The larger of the rice paddies is Jatiluwih, a UNESCO world heritage site in Tabanan, Bali. Spanning as far as the eye can see, the rice fields are cared for by a small community nestled within the rice fields. It would take hours, if not days to explore all the fields but walking through, you will note a few hiking trails, tagged with colours, to guide you through the fields. It was by far one of the most relaxing hikes I’ve experienced, despite almost losing a flip flop to sticky mud from the well-irrigated fields. Travel tip: Wear proper shoes or risk losing them! Admission fee for Jatiluwih is 40,000 RP/person.
Since returning from Bali, I have learned that if you are searching for beautiful beaches- Bali is not the place to go. Admittedly, I was disappointed with what was available for beach scenery. However these two beaches certainly made up for it. Mengit beach, is located in Nusa Dua.
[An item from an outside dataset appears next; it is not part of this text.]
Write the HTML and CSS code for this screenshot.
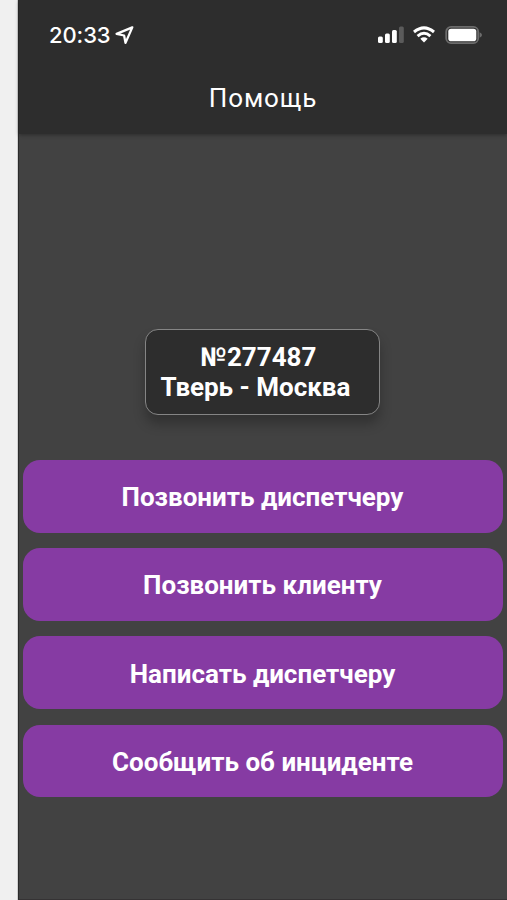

Nusa Dua itself was a strange place to visit after travelling through Bali as it didn’t seem like real Bali. The hotels and resorts are located in a gated community, fencing off the rougher, dirtier, ‘real’ Bali for the visitors that choose to stay there. Cars do come in and out of the area and the beaches are accessible to the public. The beach is lesser known, as it is embedded amongst the 5 star hotels. But for golden sand beaches and a quiet, relaxing atmosphere it is definitely worth the visit.
Virgin Beach was another favourite. Located in Candidasa, this beach takes it name from being the only white sand beach in an area dominated by black sand beaches. Again lesser known to tourists, there is a 10 min walk down to the beach (and an up hill hike back!). A few beach bars line the beachfront but this is still a developing area. Beach loungers can be rented from the restaurants at various prices.
Admission fees cited at travel October 2017.
I travelled with Bali Made tours during this trip (self-arranged).